A Decision Framework
Ask yourself these questions:
1. Is the scope clear and fixed?
- Yes → freelancer is viable
- No → agency or structured team is safer
2. How much does it matter if the project is delayed?
- Delay is costly → agency with accountability structure
- Delay is manageable → freelancer is fine
3. Do you need ongoing support after launch?
- Yes → agency relationship makes more sense
- No → freelancer for the build, hire support separately
4. What's your budget?
- Under £3,000 → freelancer is likely your only option
- £3,000–£15,000 → specialist remote agency is best value
- £15,000+ → local agency becomes viable, but remote is still often better value
5. Have you seen their work?
- Yes, live examples → proceed
- No, only screenshots → ask for live URLs before committing
What "Remote Agency" Actually Means in 2025
The traditional model — local agency, in-person meetings, high overhead — is increasingly obsolete for startup projects. The best development work for early-stage companies is being done by small, specialist remote teams who:
- Work across time zones with async-first communication
- Have direct developer access (no account manager layer)

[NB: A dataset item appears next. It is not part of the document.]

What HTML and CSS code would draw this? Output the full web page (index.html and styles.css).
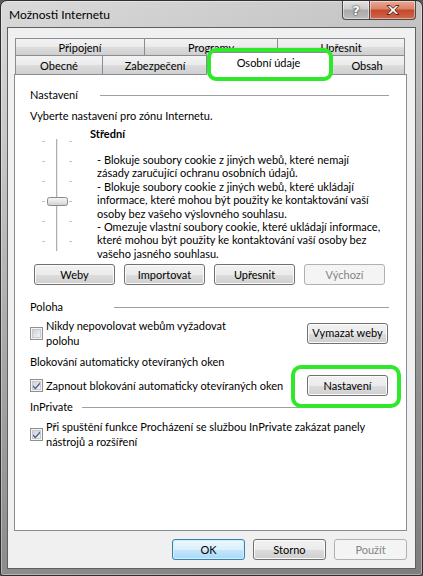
FILE: index.html
```html
<!DOCTYPE html>
<html lang="cs">
<head>
<meta charset="utf-8">
<title>Možnosti Internetu</title>
<link rel="stylesheet" href="styles.css">
</head>
<body>
<div class="window">
  <div class="titlebar">
    <span class="title">Možnosti Internetu</span>
    <div class="caption-btns">
      <div class="cbtn help">?</div>
      <div class="cbtn close">
        <svg width="16" height="12" viewBox="0 0 16 12"><path d="M2 1.5 L5 1.5 L8 4.3 L11 1.5 L14 1.5 L9.8 6 L14 10.5 L11 10.5 L8 7.7 L5 10.5 L2 10.5 L6.2 6 Z" fill="#fff" stroke="#5a2a1e" stroke-width="1" stroke-linejoin="round"/></svg>
      </div>
    </div>
  </div>
  <div class="client">
    <div class="tabs">
      <div class="tabrow back">
        <div class="tab t-pripojeni">Připojení</div>
        <div class="tab t-programy">Programy</div>
        <div class="tab t-upresnit">Upřesnit</div>
      </div>
      <div class="tabrow front">
        <div class="tab t-obecne">Obecné</div>
        <div class="tab t-zab">Zabezpečení</div>
        <div class="tab t-osob selected">Osobní údaje</div>
        <div class="tab t-obsah">Obsah</div>
      </div>
    </div>
    <div class="panel">
      <div class="gh gh-nast"><span class="gh-label">Nastavení</span></div>
      <div class="line-vyberte">Vyberte nastavení pro zónu Internetu.</div>
      <div class="settings">
        <svg class="slider" width="60" height="135" viewBox="0 0 60 135">
          <g fill="#c4c4c4">
            <rect x="12" y="14" width="3" height="1"/><rect x="39" y="14" width="3" height="1"/>
            <rect x="12" y="34" width="3" height="1"/><rect x="39" y="34" width="3" height="1"/>
            <rect x="12" y="54" width="3" height="1"/><rect x="39" y="54" width="3" height="1"/>
            <rect x="12" y="74" width="3" height="1"/><rect x="39" y="74" width="3" height="1"/>
            <rect x="12" y="94" width="3" height="1"/><rect x="39" y="94" width="3" height="1"/>
            <rect x="12" y="114" width="3" height="1"/><rect x="39" y="114" width="3" height="1"/>
          </g>
          <rect x="26" y="12" width="1" height="112" fill="#b0b0b0"/>
          <rect x="27" y="12" width="1" height="112" fill="#e8e8e8"/>
          <defs>
            <linearGradient id="thumb" x1="0" y1="0" x2="0" y2="1">
              <stop offset="0" stop-color="#f7f7f7"/>
              <stop offset="0.5" stop-color="#e6e6e6"/>
              <stop offset="1" stop-color="#cfcfcf"/>
            </linearGradient>
          </defs>
          <rect x="17.5" y="70.5" width="20" height="8" rx="2" fill="url(#thumb)" stroke="#8a8a8a"/>
        </svg>
        <div class="settings-text">
          <div class="level">Střední</div>
          <div class="desc">- Blokuje soubory cookie z jiných webů, které nemají<br>zásady zaručující ochranu osobních údajů.<br>- Blokuje soubory cookie z jiných webů, které ukládají<br>informace, které mohou být použity ke kontaktování vaší<br>osoby bez vašeho výslovného souhlasu.<br>- Omezuje vlastní soubory cookie, které ukládají informace,<br>které mohou být použity ke kontaktování vaší osoby bez<br>vašeho jasného souhlasu.</div>
        </div>
      </div>
      <div class="btnrow">
        <div class="btn w81">Weby</div>
        <div class="btn w81">Importovat</div>
        <div class="btn w81">Upřesnit</div>
        <div class="btn w81 disabled">Výchozí</div>
      </div>

      <div class="gh gh-poloha"><span class="gh-label">Poloha</span></div>
      <div class="cbrow cbrow-poloha">
        <div class="cb">
          <span class="box"><svg width="13" height="13" viewBox="0 0 13 13"><rect x="0.5" y="0.5" width="12" height="12" fill="#f4f4f4" stroke="#8e8f8f"/><rect x="2.5" y="2.5" width="8" height="8" fill="url(#cbg)" stroke="#c7c9cc"/><defs><linearGradient id="cbg" x1="0" y1="0" x2="1" y2="1"><stop offset="0" stop-color="#cbcfd5"/><stop offset="1" stop-color="#f6f6f6"/></linearGradient></defs></svg></span>
          <span class="cb-label">Nikdy nepovolovat webům vyžadovat<br>polohu</span>
        </div>
        <div class="btn w81">Vymazat weby</div>
      </div>

      <div class="gh-plain">Blokování automaticky otevíraných oken</div>
      <div class="cbrow cbrow-popup">
        <div class="cb">
          <span class="box"><svg width="13" height="13" viewBox="0 0 13 13"><rect x="0.5" y="0.5" width="12" height="12" fill="#f4f4f4" stroke="#8e8f8f"/><rect x="2.5" y="2.5" width="8" height="8" fill="url(#cbg2)" stroke="#c7c9cc"/><defs><linearGradient id="cbg2" x1="0" y1="0" x2="1" y2="1"><stop offset="0" stop-color="#cbcfd5"/><stop offset="1" stop-color="#f6f6f6"/></linearGradient></defs><path d="M3 6.2 L5.3 8.6 L10 3.2 L10 5.2 L5.3 10.4 L3 8 Z" fill="#4a5f8a"/></svg></span>
          <span class="cb-label">Zapnout blokování automaticky otevíraných oken</span>
        </div>
        <div class="btn w81">Nastavení</div>
      </div>

      <div class="gh gh-inpriv"><span class="gh-label">InPrivate</span></div>
      <div class="cbrow cbrow-inpriv">
        <div class="cb">
          <span class="box"><svg width="13" height="13" viewBox="0 0 13 13"><rect x="0.5" y="0.5" width="12" height="12" fill="#f4f4f4" stroke="#8e8f8f"/><rect x="2.5" y="2.5" width="8" height="8" fill="url(#cbg3)" stroke="#c7c9cc"/><defs><linearGradient id="cbg3" x1="0" y1="0" x2="1" y2="1"><stop offset="0" stop-color="#cbcfd5"/><stop offset="1" stop-color="#f6f6f6"/></linearGradient></defs><path d="M3 6.2 L5.3 8.6 L10 3.2 L10 5.2 L5.3 10.4 L3 8 Z" fill="#4a5f8a"/></svg></span>
          <span class="cb-label">Při spuštění funkce Procházení se službou InPrivate zakázat panely<br>nástrojů a rozšíření</span>
        </div>
      </div>
    </div>
    <div class="footer">
      <div class="btn w73 default">OK</div>
      <div class="btn w73">Storno</div>
      <div class="btn w73 disabled">Použít</div>
    </div>
  </div>
  <div class="hl hl-tab"></div>
  <div class="hl hl-btn"></div>
</div>
</body>
</html>
```
FILE: styles.css
```css
* { box-sizing: border-box; }
html, body { margin: 0; padding: 0; }
body {
  width: 423px;
  height: 576px;
  overflow: hidden;
  background: #5a5a5a;
  font-family: Lato, "Open Sans", "Noto Sans", sans-serif;
  font-size: 11px;
  color: #000;
}
.window {
  position: relative;
  width: 423px;
  height: 576px;
  display: flex;
  flex-direction: column;
  padding: 0 6px 6px 6px;
  border: 1px solid #2f2f2f;
  border-radius: 7px 7px 3px 3px;
  background: linear-gradient(160deg, #dadada 0%, #c2c2c2 25%, #a6a6a6 50%, #8f8f8f 75%, #7e7e7e 100%);
  box-shadow: inset 0 0 0 1px rgba(255,255,255,0.35);
}
.titlebar {
  height: 26px;
  display: flex;
  align-items: flex-start;
  justify-content: space-between;
}
.title {
  margin: 6px 0 0 2px;
  font-size: 12px;
  line-height: 16px;
  color: #000;
}
.caption-btns {
  display: flex;
}
.cbtn {
  height: 19px;
  border: 1px solid #4a4a4a;
  border-top: none;
  display: flex;
  align-items: center;
  justify-content: center;
  box-shadow: inset 0 0 0 1px rgba(255,255,255,0.45);
}
.help {
  width: 27px;
  border-radius: 0 0 0 4px;
  border-right: none;
  background: linear-gradient(#e2e2e2 0%, #cbcbcb 45%, #a9a9a9 50%, #bdbdbd 100%);
  color: #fff;
  font-family: "DejaVu Sans", sans-serif;
  font-weight: bold;
  font-size: 13px;
  text-shadow: 0 0 2px #333, 0 0 1px #333;
}
.close {
  width: 47px;
  border-radius: 0 0 4px 0;
  background: linear-gradient(#e9a996 0%, #d98166 45%, #c3472a 50%, #d2674a 100%);
}
.client {
  flex: 1;
  display: flex;
  flex-direction: column;
  background: #f0f0f0;
  border: 1px solid #5f5f5f;
  padding-top: 10px;
}
.tabs {
  display: flex;
  flex-direction: column;
  margin-left: 7px;
}
.tabrow { display: flex; }
.tab {
  border: 1px solid #898c95;
  border-bottom: none;
  background: linear-gradient(#f3f3f3 0%, #ebebeb 50%, #dddddd 51%, #cfcfcf 100%);
  display: flex;
  align-items: center;
  justify-content: center;
  line-height: 13px;
}
.back .tab { height: 17px; padding-top: 1px; }
.front .tab { height: 19px; }
.t-pripojeni { width: 130px; }
.t-programy { width: 134px; margin-left: -1px; }
.t-upresnit { width: 128px; margin-left: -1px; }
.t-obecne { width: 88px; }
.t-zab { width: 106px; margin-left: -1px; }
.t-osob { width: 125px; }
.t-obsah { width: 76px; }
.tab.selected {
  position: relative;
  z-index: 2;
  background: #fff;
  height: 23px;
  margin: -3px -2px -1px -2px;
  padding-bottom: 3px;
}
.panel {
  flex: 1;
  margin: 0 8px 0 6px;
  background: #fff;
  border: 1px solid #898c95;
  padding: 0 17px 0 15px;
  display: flex;
  flex-direction: column;
  line-height: 14px;
}
.gh {
  display: flex;
  align-items: center;
  height: 14px;
}
.gh::after {
  content: "";
  flex: 1;
  border-top: 1px solid #a0a0a0;
}
.gh-label { flex: none; }
.gh-nast { margin-top: 13px; }
.gh-nast .gh-label { width: 70px; }
.gh-poloha { margin-top: 15px; }
.gh-poloha .gh-label { width: 84px; }
.gh-inpriv { margin-top: 4px; }
.gh-inpriv .gh-label { width: 52px; }
.line-vyberte { margin-top: 7px; }
.settings {
  display: flex;
  margin-top: 4px;
}
.slider { flex: none; display: block; }
.settings-text { display: flex; flex-direction: column; }
.level { font-weight: bold; line-height: 14px; }
.desc {
  margin: 12px 0 0 7px;
  line-height: 13.4px;
  white-space: nowrap;
}
.btnrow {
  display: flex;
  gap: 9px;
  margin: 2px 0 0 4px;
}
.btn {
  height: 21px;
  border: 1px solid #707070;
  border-radius: 3px;
  background: linear-gradient(#f2f2f2 0%, #ebebeb 50%, #dddddd 51%, #cfcfcf 100%);
  box-shadow: inset 0 0 0 1px #fbfbfb;
  display: flex;
  align-items: center;
  justify-content: center;
  line-height: 14px;
  flex: none;
}
.w81 { width: 81px; }
.w73 { width: 73px; }
.btn.disabled {
  border-color: #adb2b5;
  background: #f4f4f4;
  box-shadow: none;
  color: #838383;
}
.btn.default {
  border-color: #3c7fb1;
  background: linear-gradient(#ecf7fd 0%, #dbf0fc 50%, #c5e7fc 51%, #a9d9f6 100%);
  box-shadow: inset 0 0 0 1px #cdeffb;
}
.cbrow {
  display: flex;
  align-items: center;
  justify-content: space-between;
}
.cb {
  display: flex;
  align-items: center;
}
.box { display: flex; flex: none; width: 16px; }
.box svg { display: block; }
.cb-label { line-height: 15px; white-space: nowrap; }
.cbrow-poloha { margin-top: 4px; }
.cbrow-poloha .btn { margin-right: 1px; }
.gh-plain { margin-top: 7px; }
.cbrow-popup { margin-top: 6px; }
.cbrow-popup .btn { margin-right: 1px; }
.cbrow-inpriv { margin-top: 5px; }
.footer {
  height: 37px;
  display: flex;
  justify-content: flex-end;
  align-items: center;
  gap: 8px;
  padding-right: 8px;
}
.hl {
  position: absolute;
  border: 4px solid #2fe82a;
  z-index: 5;
}
.hl-tab {
  left: 206px;
  top: 47px;
  width: 126px;
  height: 33px;
  border-radius: 9px;
}
.hl-btn {
  left: 290px;
  top: 364px;
  width: 110px;
  height: 43px;
  border-radius: 10px;
}
```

- Use modern tooling (GitHub, Figma, Notion, Loom) that makes remote collaboration seamless
- Charge rates that reflect their actual cost structure, not London office rent
This isn't a compromise. For most startup projects, a well-run remote team delivers better results than a local agency at half the cost — because the overhead that drives local agency pricing doesn't make your product better.
The Bottom Line
For a simple, well-scoped project: a trusted freelancer is efficient and cost-effective.
For a complex build, an MVP, or anything where accountability and process matter: a specialist agency — remote or local — is the safer choice.
For most startups in 2025: a small, specialist remote agency with direct developer access, a structured process, and a track record of shipping products is the best combination of quality, speed, and value.
The worst outcome is choosing based on price alone. The second-worst is choosing based on proximity. Choose based on evidence: live work, clear process, honest communication.